Monday, October 24, 2005

Bernanke Succeeds Greenspan

President Bush selected Ben Bernanke, the 51 year-old chairman of the Council of Economic Advisers to succeed Alan Greenspan as chairman of the Federal Reserve. (Business Week: Profile of New Fed Chief Ben Bernanke). The top White House economic adviser will assume the reins when Greenspan retires on January 31, 2006.

The market responded positively with a jump of 168 points today when Bush ended a great deal of speculation surrounding Greenspan's successor. Bernanke gave assurances that he would continue the proactive economic policy management techniques introduced by Greenspan, "Our understanding of the best practice in monetary policy evolved during Alan Greenspan's tenure at the Fed, and it will continue to evolve in the future."

Bernanke's academic credentials are impeccable, scoring 1590 out of 1600 on his SATs and graduating summa cum laude from Harvard in 1975. He will also bring a much more down to earth language style to the Federal Reserve, eliminating what has come to be known as "Greenspeak". His economic policies were largely shaped by the Greenspan era, although there are some distinctions that may become significant.

Unlike his predecessor, Bernanke is not committed to stock market price. "Saturation coverage by cable TV networks notwithstanding," he told the Senate Banking Committee in 2002, "the stock market is not the whole economy." Perhaps not, but the stock market is an excellent indicator of the overall health of the economy.

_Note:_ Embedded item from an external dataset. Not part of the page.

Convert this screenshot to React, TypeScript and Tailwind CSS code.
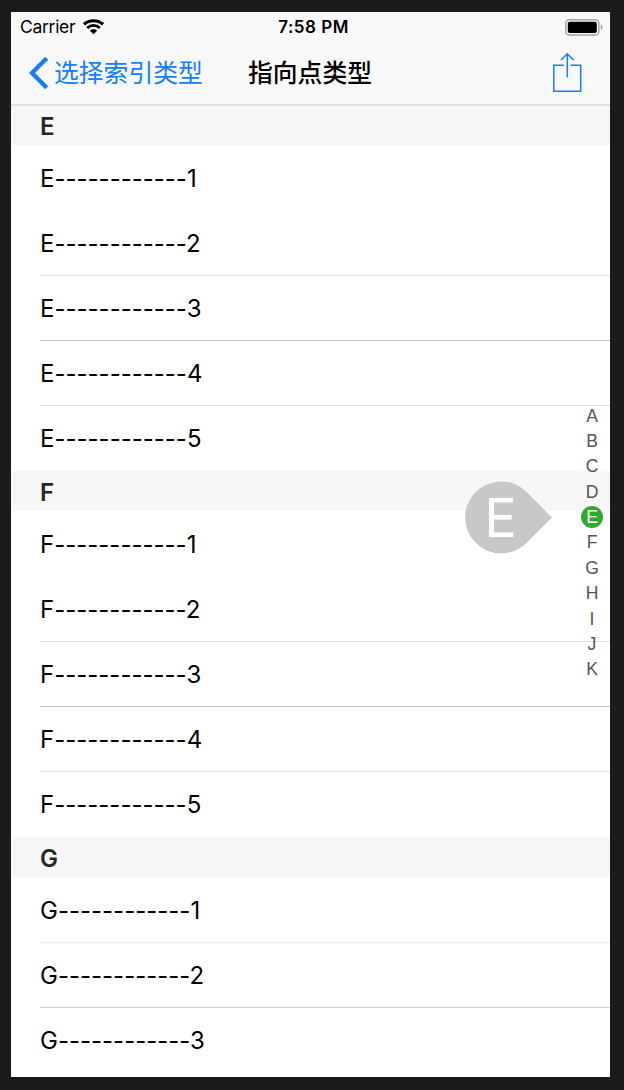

That is something Bernanke will need to learn and learn fast.

The new Fed chief is also focused on maintaining an inflation rate of 2%. This implies a fairly aggressive interest rate management philosophy, not unlike that currently being utilized by FOMC. This could signal some rather daunting interest rates with oil prices double what they were a year ago, and while inflation may end up being contained, the overall effect on the economy may be somewhat less than pleasant. Already we are seeing the financial markets and banking specifically squeezed by rising interest rates. The housing market will also suffer as higher mortgage rates make home-buying less attractive.

What stamp Bernanke will put on FOMC during his tenure remains to be seen. For the present, it appears that he will attempt to maintain Greenspan's policies, but will seek more to contain inflation than to maintain market price stability. The probability of being able to accomplish this, at least in the next 12-18 months, leaves me more than skeptical. From this angle, 2006 looks to be a very rocky economic road. Bernanke will most certainly receive a baptism by fire. Let's hope he's a quick learner.